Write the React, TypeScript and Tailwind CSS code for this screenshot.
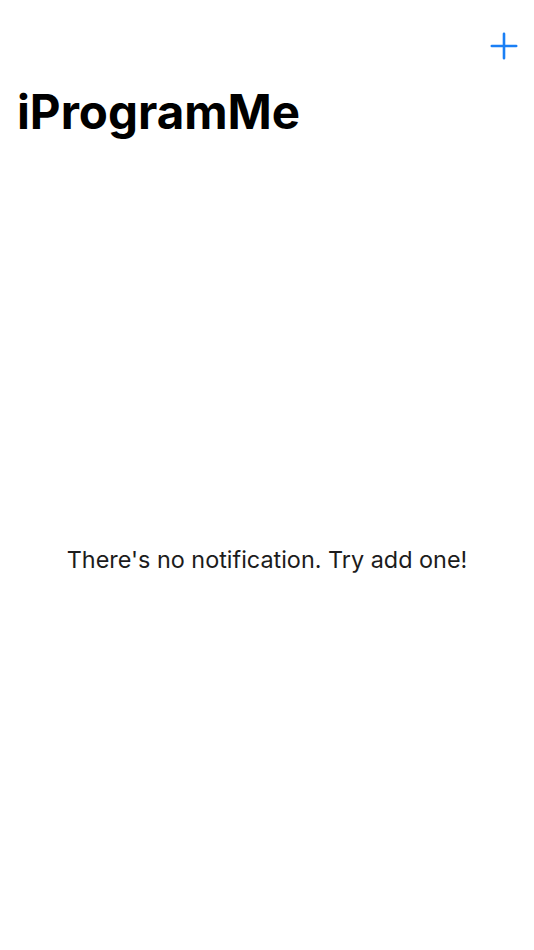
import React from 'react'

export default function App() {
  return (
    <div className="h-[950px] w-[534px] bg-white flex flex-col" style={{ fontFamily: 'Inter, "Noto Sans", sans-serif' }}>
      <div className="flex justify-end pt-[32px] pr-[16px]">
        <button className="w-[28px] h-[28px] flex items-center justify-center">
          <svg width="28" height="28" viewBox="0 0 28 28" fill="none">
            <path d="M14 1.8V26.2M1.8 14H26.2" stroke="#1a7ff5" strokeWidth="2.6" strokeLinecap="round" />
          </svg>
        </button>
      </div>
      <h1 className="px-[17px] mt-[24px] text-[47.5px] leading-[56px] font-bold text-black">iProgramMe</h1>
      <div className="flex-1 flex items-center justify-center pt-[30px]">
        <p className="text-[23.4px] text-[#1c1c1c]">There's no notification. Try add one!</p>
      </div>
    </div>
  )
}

───

Exercise prompt -
Every line is to be duplicated exactly, though pictures stay out.

Exercise output -
Write the React, TypeScript and Tailwind CSS code for this screenshot.
import React from 'react'

export default function App() {
  return (
    <div className="h-[950px] w-[534px] bg-white flex flex-col" style={{ fontFamily: 'Inter, "Noto Sans", sans-serif' }}>
      <div className="flex justify-end pt-[32px] pr-[16px]">
        <button className="w-[28px] h-[28px] flex items-center justify-center">
          <svg width="28" height="28" viewBox="0 0 28 28" fill="none">
            <path d="M14 1.8V26.2M1.8 14H26.2" stroke="#1a7ff5" strokeWidth="2.6" strokeLinecap="round" />
          </svg>
        </button>
      </div>
      <h1 className="px-[17px] mt-[24px] text-[47.5px] leading-[56px] font-bold text-black">iProgramMe</h1>
      <div className="flex-1 flex items-center justify-center pt-[30px]">
        <p className="text-[23.4px] text-[#1c1c1c]">There's no notification. Try add one!</p>
      </div>
    </div>
  )
}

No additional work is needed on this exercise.